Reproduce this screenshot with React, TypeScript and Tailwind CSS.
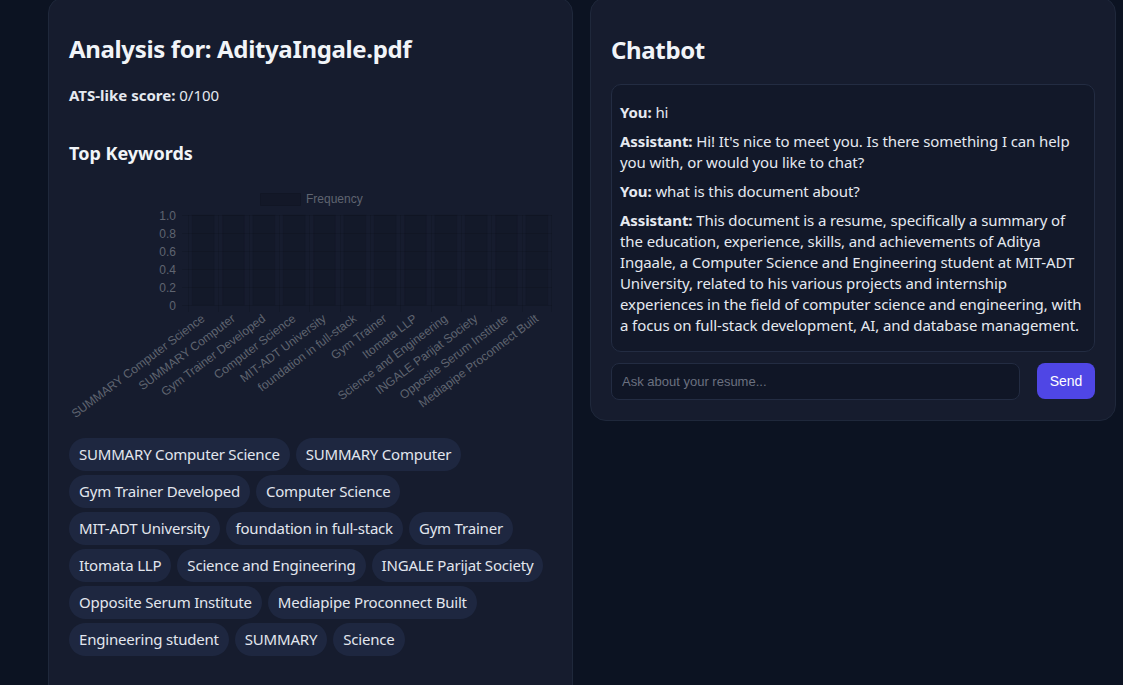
import React from 'react'

const keywords = [
  'SUMMARY Computer Science',
  'SUMMARY Computer',
  'Gym Trainer Developed',
  'Computer Science',
  'MIT-ADT University',
  'foundation in full-stack',
  'Gym Trainer',
  'Itomata LLP',
  'Science and Engineering',
  'INGALE Parijat Society',
  'Opposite Serum Institute',
  'Mediapipe Proconnect Built',
]

const chips = [...keywords, 'Engineering student', 'SUMMARY', 'Science']

const messages = [
  { role: 'You', text: 'hi' },
  { role: 'Assistant', text: "Hi! It's nice to meet you. Is there something I can help you with, or would you like to chat?" },
  { role: 'You', text: 'what is this document about?' },
  {
    role: 'Assistant',
    text: 'This document is a resume, specifically a summary of the education, experience, skills, and achievements of Aditya Ingaale, a Computer Science and Engineering student at MIT-ADT University, related to his various projects and internship experiences in the field of computer science and engineering, with a focus on full-stack development, AI, and database management.',
  },
]

// chart drawn in a 483x245 box; plot area x 119..483, y 30..120
function KeywordChart() {
  const left = 119
  const right = 483
  const top = 30
  const bottom = 120
  const step = (right - left) / keywords.length
  const ticks = ['1.0', '0.8', '0.6', '0.4', '0.2', '0']
  return (
    <svg width="483" height="245" className="block" style={{ fontFamily: '"Liberation Sans", Arial, sans-serif' }}>
      {/* legend */}
      <rect x="191.5" y="8.5" width="40" height="12" fill="rgba(0,0,0,0.12)" stroke="rgba(0,0,0,0.12)" />
      <text x="237" y="18" fontSize="12" fill="#5f6470">Frequency</text>

      {/* bars */}
      {keywords.map((k, i) => {
        const w = step * 0.72
        const x = left + step * i + (step - w) / 2
        return <rect key={k} x={x} y={top} width={w} height={bottom - top} fill="rgba(0,0,0,0.1)" stroke="rgba(0,0,0,0.05)" />
      })}

      {/* grid */}
      {ticks.map((t, i) => {
        const y = top + ((bottom - top) / 5) * i + 0.5
        return (
          <g key={t}>
            <line x1={left - 6} x2={right} y1={y} y2={y} stroke="rgba(0,0,0,0.1)" />
            <text x={left - 12} y={y + 4} fontSize="12" fill="#5f6470" textAnchor="end">{t}</text>
          </g>
        )
      })}
      {keywords.map((k, i) => {
        const x = Math.round(left + step * i) + 0.5
        return <line key={k} x1={x} x2={x} y1={top} y2={bottom + 7} stroke="rgba(0,0,0,0.1)" />
      })}
      <line x1={right - 0.5} x2={right - 0.5} y1={top} y2={bottom + 7} stroke="rgba(0,0,0,0.1)" />

      {/* x labels */}
      {keywords.map((k, i) => {
        const cx = left + step * (i + 0.5)
        return (
          <text
            key={k}
            x={cx}
            y={bottom + 16}
            fontSize="12"
            fill="#5f6470"
            textAnchor="end"
            transform={`rotate(-37 ${cx} ${bottom + 12})`}
          >
            {k}
          </text>
        )
      })}
    </svg>
  )
}

export default function App() {
  return (
    <div
      className="min-h-screen bg-[#0c1322] text-[#e5e9f0] overflow-hidden"
      style={{ fontFamily: '"Noto Sans", "Open Sans", sans-serif' }}
    >
      <div className="flex items-start gap-[17px] pl-[48px] -mt-[3px]">
        {/* analysis card */}
        <section className="w-[525px] shrink-0 rounded-2xl border border-[#1f283b] bg-[#161c2e] px-5 pt-[35px] pb-10">
          <h2 className="text-2xl font-bold text-[#f1f4f8] leading-8 tracking-[-0.35px]">Analysis for: AdityaIngale.pdf</h2>
          <p className="mt-[19px] text-[15px] leading-[22px]">
            <span className="font-bold">ATS-like score:</span> 0/100
          </p>
          <h3 className="mt-[34px] text-lg font-bold leading-[26px] text-[#f1f4f8]">Top Keywords</h3>
          <div className="mt-[19px]">
            <KeywordChart />
          </div>
          <div className="mt-[8px] flex flex-wrap gap-x-[6px] gap-y-[4px]">
            {chips.map((c) => (
              <span
                key={c}
                className="rounded-full bg-[#1e2740] px-[10px] h-[33px] flex items-center text-[15px] tracking-[-0.2px] text-[#e2e6ee]"
              >
                {c}
              </span>
            ))}
          </div>
          <div className="h-[40px]" />
        </section>

        {/* chatbot card */}
        <section className="w-[526px] shrink-0 rounded-2xl border border-[#1f283b] bg-[#161c2e] px-5 pt-[36px] pb-5">
          <h2 className="text-2xl font-bold text-[#f1f4f8] leading-8 tracking-[-0.35px]">Chatbot</h2>
          <div className="mt-[18px] rounded-[10px] border border-[#232c42] bg-[#121829] px-2 pt-[17px] pb-[15px] flex flex-col gap-[8px]">
            {messages.map((m, i) => (
              <p key={i} className="text-[15px] leading-[21px] tracking-[-0.1px]">
                <span className="font-bold">{m.role}:</span> {m.text}
              </p>
            ))}
          </div>
          <div className="mt-[11px] flex items-start gap-[17px]">
            <input
              placeholder="Ask about your resume..."
              className="flex-1 h-[37px] rounded-lg border border-[#232c42] bg-[#101626] px-[10px] text-[13px] text-[#e2e6ee] placeholder:text-[#6b7180] outline-none"
              style={{ fontFamily: '"Liberation Sans", Arial, sans-serif' }}
            />
            <button
              className="h-[36px] w-[58px] rounded-lg bg-[#4f46e5] text-[14px] text-white"
              style={{ fontFamily: '"Liberation Sans", Arial, sans-serif' }}
            >
              Send
            </button>
          </div>
        </section>
      </div>
    </div>
  )
}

• Brief: Copy nothing but the lines from the top of the material through the line holding "const chips = [...keywords, 'Engineering", exactly as written; omit pictures.

• Written reply:
Reproduce this screenshot with React, TypeScript and Tailwind CSS.
import React from 'react'

const keywords = [
  'SUMMARY Computer Science',
  'SUMMARY Computer',
  'Gym Trainer Developed',
  'Computer Science',
  'MIT-ADT University',
  'foundation in full-stack',
  'Gym Trainer',
  'Itomata LLP',
  'Science and Engineering',
  'INGALE Parijat Society',
  'Opposite Serum Institute',
  'Mediapipe Proconnect Built',
]

const chips = [...keywords, 'Engineering student', 'SUMMARY', 'Science']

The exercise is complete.